### TO BE DONE
Quote all of the data that follows exactly as written, skipping the images.

### SOURCE DATA
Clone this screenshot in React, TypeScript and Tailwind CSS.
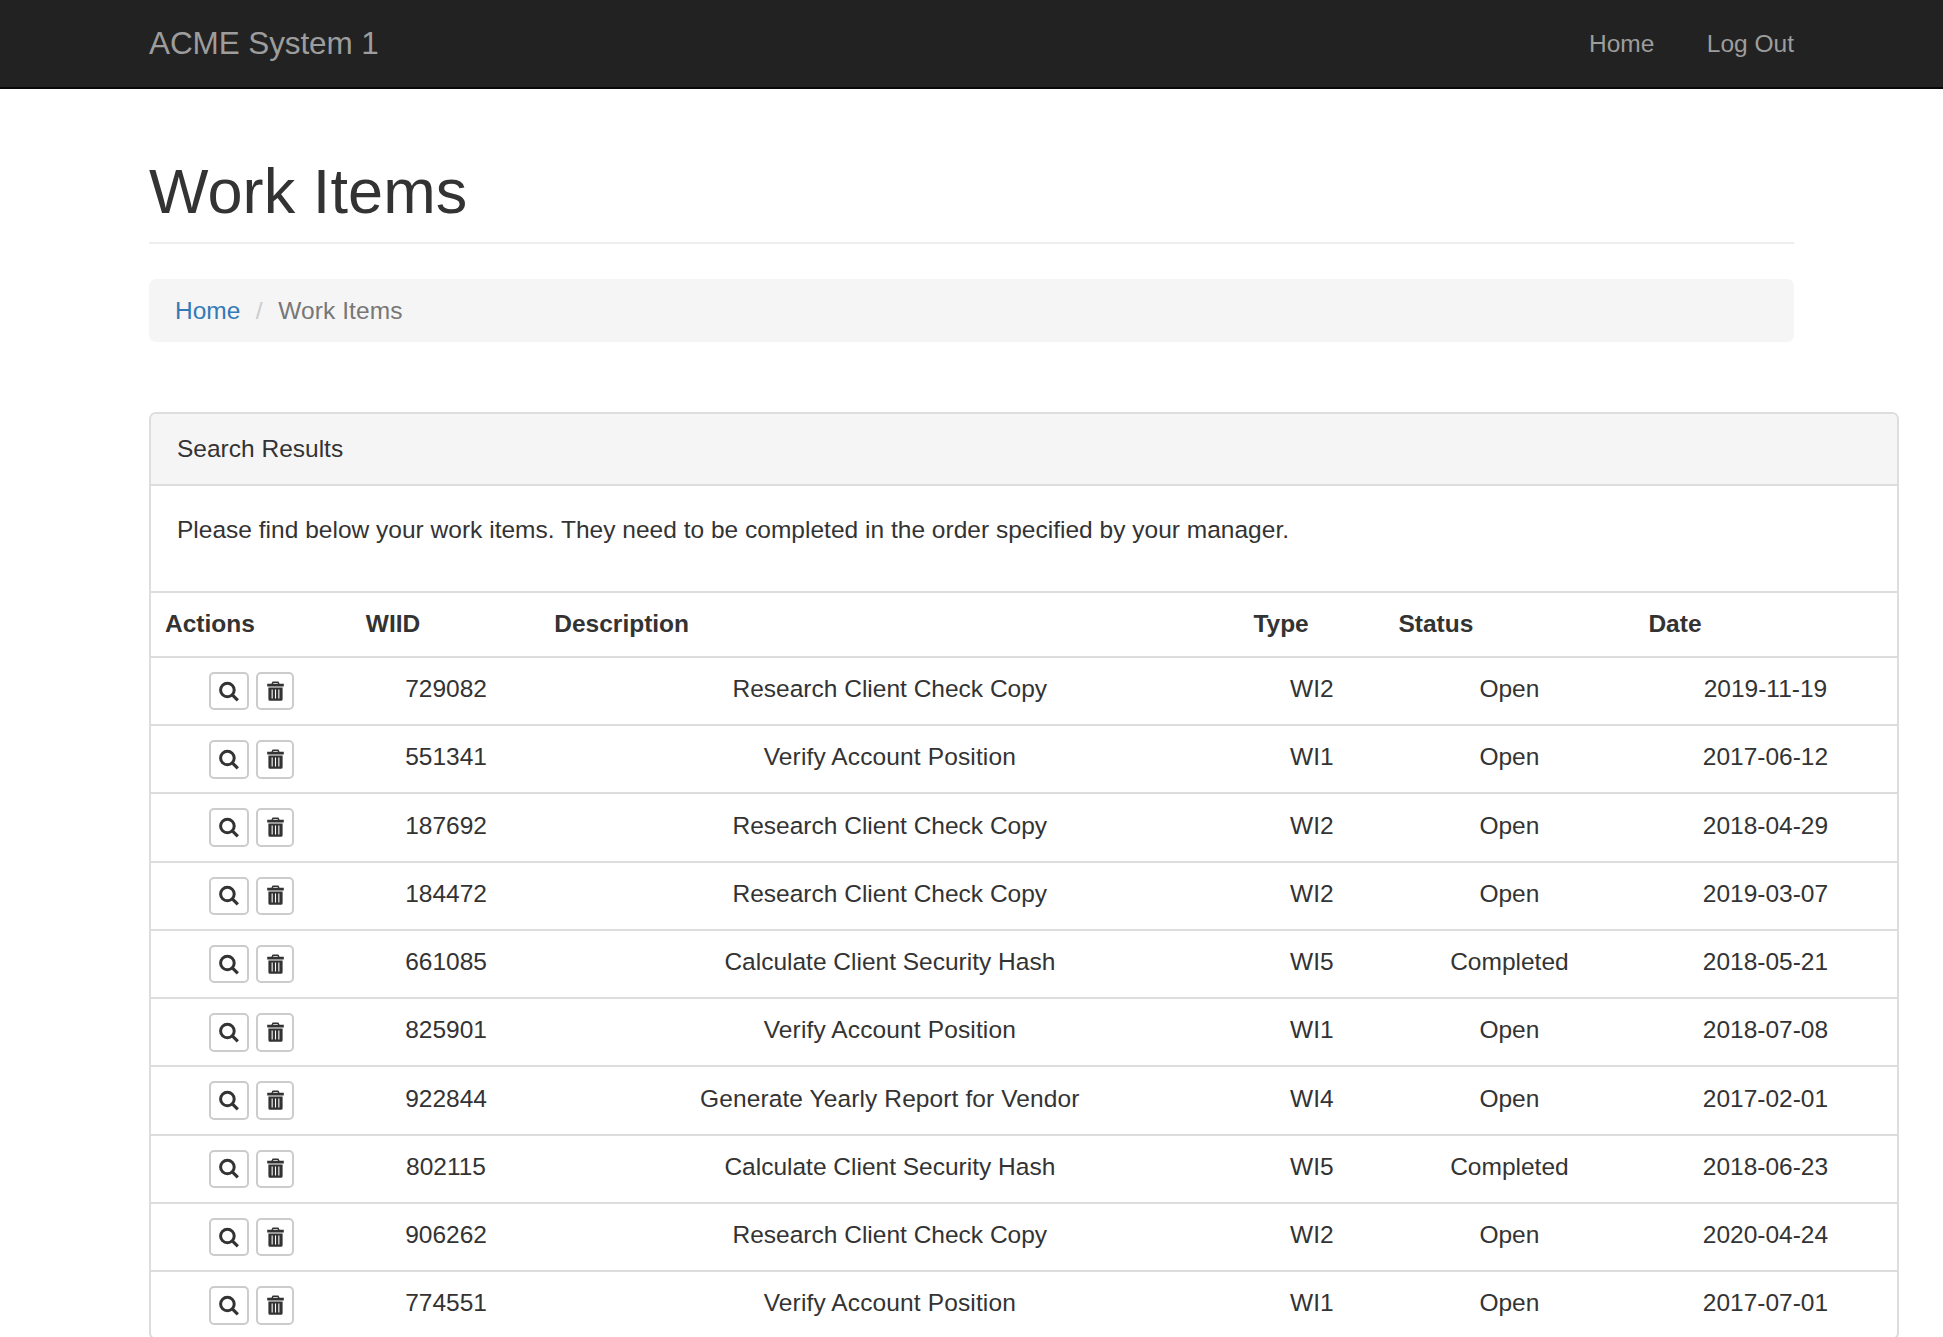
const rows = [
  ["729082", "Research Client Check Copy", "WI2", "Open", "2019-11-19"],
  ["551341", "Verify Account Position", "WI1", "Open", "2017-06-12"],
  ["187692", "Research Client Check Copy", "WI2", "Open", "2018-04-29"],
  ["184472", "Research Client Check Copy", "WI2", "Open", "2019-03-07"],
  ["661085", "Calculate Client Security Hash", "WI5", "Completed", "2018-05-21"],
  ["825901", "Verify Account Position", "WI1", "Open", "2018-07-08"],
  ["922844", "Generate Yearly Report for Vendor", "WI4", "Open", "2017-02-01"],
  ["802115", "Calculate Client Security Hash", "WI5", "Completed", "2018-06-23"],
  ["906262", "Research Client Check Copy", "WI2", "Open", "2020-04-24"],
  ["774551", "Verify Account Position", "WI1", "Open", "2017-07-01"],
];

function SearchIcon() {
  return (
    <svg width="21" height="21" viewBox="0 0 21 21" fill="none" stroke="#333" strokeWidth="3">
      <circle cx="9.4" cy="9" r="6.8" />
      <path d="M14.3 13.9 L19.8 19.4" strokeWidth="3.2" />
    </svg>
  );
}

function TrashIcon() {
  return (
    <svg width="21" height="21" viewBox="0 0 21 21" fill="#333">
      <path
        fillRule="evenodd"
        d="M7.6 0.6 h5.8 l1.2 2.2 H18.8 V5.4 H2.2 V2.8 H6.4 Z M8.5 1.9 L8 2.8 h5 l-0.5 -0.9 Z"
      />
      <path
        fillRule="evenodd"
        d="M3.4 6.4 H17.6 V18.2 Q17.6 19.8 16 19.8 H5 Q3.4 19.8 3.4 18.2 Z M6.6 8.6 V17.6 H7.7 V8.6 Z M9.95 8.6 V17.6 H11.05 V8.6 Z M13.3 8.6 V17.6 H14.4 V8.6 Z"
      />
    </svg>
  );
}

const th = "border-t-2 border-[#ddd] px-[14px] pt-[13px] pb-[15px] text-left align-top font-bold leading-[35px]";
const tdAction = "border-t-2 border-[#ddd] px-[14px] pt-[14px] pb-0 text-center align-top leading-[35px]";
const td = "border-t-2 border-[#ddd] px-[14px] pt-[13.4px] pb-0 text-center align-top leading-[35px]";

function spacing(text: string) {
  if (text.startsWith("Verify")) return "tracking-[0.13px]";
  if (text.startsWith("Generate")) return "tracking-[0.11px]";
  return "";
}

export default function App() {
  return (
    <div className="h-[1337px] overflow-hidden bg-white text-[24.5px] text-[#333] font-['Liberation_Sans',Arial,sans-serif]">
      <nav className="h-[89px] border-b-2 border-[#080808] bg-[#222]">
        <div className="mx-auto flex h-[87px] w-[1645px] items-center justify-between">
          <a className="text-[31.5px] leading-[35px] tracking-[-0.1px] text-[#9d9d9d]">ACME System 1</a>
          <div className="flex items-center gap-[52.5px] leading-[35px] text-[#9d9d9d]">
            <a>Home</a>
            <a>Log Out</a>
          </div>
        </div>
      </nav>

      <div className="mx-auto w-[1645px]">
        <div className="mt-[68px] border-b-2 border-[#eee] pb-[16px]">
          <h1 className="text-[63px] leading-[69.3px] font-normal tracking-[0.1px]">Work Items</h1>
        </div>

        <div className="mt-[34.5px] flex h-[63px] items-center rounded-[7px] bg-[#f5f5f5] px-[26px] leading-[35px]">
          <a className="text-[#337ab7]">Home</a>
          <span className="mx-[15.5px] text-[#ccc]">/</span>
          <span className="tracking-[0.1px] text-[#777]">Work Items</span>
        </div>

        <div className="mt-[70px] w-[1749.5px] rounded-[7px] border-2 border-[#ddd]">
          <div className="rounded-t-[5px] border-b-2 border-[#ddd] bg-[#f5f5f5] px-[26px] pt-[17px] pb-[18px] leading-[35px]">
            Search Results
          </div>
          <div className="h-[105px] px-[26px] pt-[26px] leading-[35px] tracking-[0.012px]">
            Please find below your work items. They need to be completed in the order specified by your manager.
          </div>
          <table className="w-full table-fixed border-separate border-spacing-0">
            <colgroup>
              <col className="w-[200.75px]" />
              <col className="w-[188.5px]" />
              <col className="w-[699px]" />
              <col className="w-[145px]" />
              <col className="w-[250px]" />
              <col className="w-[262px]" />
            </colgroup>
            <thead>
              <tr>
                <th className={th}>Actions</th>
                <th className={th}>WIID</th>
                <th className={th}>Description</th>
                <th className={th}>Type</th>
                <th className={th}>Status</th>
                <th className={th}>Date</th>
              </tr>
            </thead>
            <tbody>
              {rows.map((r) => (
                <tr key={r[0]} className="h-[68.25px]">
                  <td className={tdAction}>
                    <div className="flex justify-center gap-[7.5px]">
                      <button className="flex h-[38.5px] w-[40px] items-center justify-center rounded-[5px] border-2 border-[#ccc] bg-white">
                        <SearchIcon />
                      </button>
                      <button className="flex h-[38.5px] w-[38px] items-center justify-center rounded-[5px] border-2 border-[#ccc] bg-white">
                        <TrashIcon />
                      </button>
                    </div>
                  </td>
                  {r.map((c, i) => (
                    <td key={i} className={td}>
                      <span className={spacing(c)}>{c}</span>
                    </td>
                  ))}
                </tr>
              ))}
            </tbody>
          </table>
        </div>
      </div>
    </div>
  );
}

### FINAL ANSWER
Clone this screenshot in React, TypeScript and Tailwind CSS.
const rows = [
  ["729082", "Research Client Check Copy", "WI2", "Open", "2019-11-19"],
  ["551341", "Verify Account Position", "WI1", "Open", "2017-06-12"],
  ["187692", "Research Client Check Copy", "WI2", "Open", "2018-04-29"],
  ["184472", "Research Client Check Copy", "WI2", "Open", "2019-03-07"],
  ["661085", "Calculate Client Security Hash", "WI5", "Completed", "2018-05-21"],
  ["825901", "Verify Account Position", "WI1", "Open", "2018-07-08"],
  ["922844", "Generate Yearly Report for Vendor", "WI4", "Open", "2017-02-01"],
  ["802115", "Calculate Client Security Hash", "WI5", "Completed", "2018-06-23"],
  ["906262", "Research Client Check Copy", "WI2", "Open", "2020-04-24"],
  ["774551", "Verify Account Position", "WI1", "Open", "2017-07-01"],
];

function SearchIcon() {
  return (
    <svg width="21" height="21" viewBox="0 0 21 21" fill="none" stroke="#333" strokeWidth="3">
      <circle cx="9.4" cy="9" r="6.8" />
      <path d="M14.3 13.9 L19.8 19.4" strokeWidth="3.2" />
    </svg>
  );
}

function TrashIcon() {
  return (
    <svg width="21" height="21" viewBox="0 0 21 21" fill="#333">
      <path
        fillRule="evenodd"
        d="M7.6 0.6 h5.8 l1.2 2.2 H18.8 V5.4 H2.2 V2.8 H6.4 Z M8.5 1.9 L8 2.8 h5 l-0.5 -0.9 Z"
      />
      <path
        fillRule="evenodd"
        d="M3.4 6.4 H17.6 V18.2 Q17.6 19.8 16 19.8 H5 Q3.4 19.8 3.4 18.2 Z M6.6 8.6 V17.6 H7.7 V8.6 Z M9.95 8.6 V17.6 H11.05 V8.6 Z M13.3 8.6 V17.6 H14.4 V8.6 Z"
      />
    </svg>
  );
}

const th = "border-t-2 border-[#ddd] px-[14px] pt-[13px] pb-[15px] text-left align-top font-bold leading-[35px]";
const tdAction = "border-t-2 border-[#ddd] px-[14px] pt-[14px] pb-0 text-center align-top leading-[35px]";
const td = "border-t-2 border-[#ddd] px-[14px] pt-[13.4px] pb-0 text-center align-top leading-[35px]";

function spacing(text: string) {
  if (text.startsWith("Verify")) return "tracking-[0.13px]";
  if (text.startsWith("Generate")) return "tracking-[0.11px]";
  return "";
}

export default function App() {
  return (
    <div className="h-[1337px] overflow-hidden bg-white text-[24.5px] text-[#333] font-['Liberation_Sans',Arial,sans-serif]">
      <nav className="h-[89px] border-b-2 border-[#080808] bg-[#222]">
        <div className="mx-auto flex h-[87px] w-[1645px] items-center justify-between">
          <a className="text-[31.5px] leading-[35px] tracking-[-0.1px] text-[#9d9d9d]">ACME System 1</a>
          <div className="flex items-center gap-[52.5px] leading-[35px] text-[#9d9d9d]">
            <a>Home</a>
            <a>Log Out</a>
          </div>
        </div>
      </nav>

      <div className="mx-auto w-[1645px]">
        <div className="mt-[68px] border-b-2 border-[#eee] pb-[16px]">
          <h1 className="text-[63px] leading-[69.3px] font-normal tracking-[0.1px]">Work Items</h1>
        </div>

        <div className="mt-[34.5px] flex h-[63px] items-center rounded-[7px] bg-[#f5f5f5] px-[26px] leading-[35px]">
          <a className="text-[#337ab7]">Home</a>
          <span className="mx-[15.5px] text-[#ccc]">/</span>
          <span className="tracking-[0.1px] text-[#777]">Work Items</span>
        </div>

        <div className="mt-[70px] w-[1749.5px] rounded-[7px] border-2 border-[#ddd]">
          <div className="rounded-t-[5px] border-b-2 border-[#ddd] bg-[#f5f5f5] px-[26px] pt-[17px] pb-[18px] leading-[35px]">
            Search Results
          </div>
          <div className="h-[105px] px-[26px] pt-[26px] leading-[35px] tracking-[0.012px]">
            Please find below your work items. They need to be completed in the order specified by your manager.
          </div>
          <table className="w-full table-fixed border-separate border-spacing-0">
            <colgroup>
              <col className="w-[200.75px]" />
              <col className="w-[188.5px]" />
              <col className="w-[699px]" />
              <col className="w-[145px]" />
              <col className="w-[250px]" />
              <col className="w-[262px]" />
            </colgroup>
            <thead>
              <tr>
                <th className={th}>Actions</th>
                <th className={th}>WIID</th>
                <th className={th}>Description</th>
                <th className={th}>Type</th>
                <th className={th}>Status</th>
                <th className={th}>Date</th>
              </tr>
            </thead>
            <tbody>
              {rows.map((r) => (
                <tr key={r[0]} className="h-[68.25px]">
                  <td className={tdAction}>
                    <div className="flex justify-center gap-[7.5px]">
                      <button className="flex h-[38.5px] w-[40px] items-center justify-center rounded-[5px] border-2 border-[#ccc] bg-white">
                        <SearchIcon />
                      </button>
                      <button className="flex h-[38.5px] w-[38px] items-center justify-center rounded-[5px] border-2 border-[#ccc] bg-white">
                        <TrashIcon />
                      </button>
                    </div>
                  </td>
                  {r.map((c, i) => (
                    <td key={i} className={td}>
                      <span className={spacing(c)}>{c}</span>
                    </td>
                  ))}
                </tr>
              ))}
            </tbody>
          </table>
        </div>
      </div>
    </div>
  );
}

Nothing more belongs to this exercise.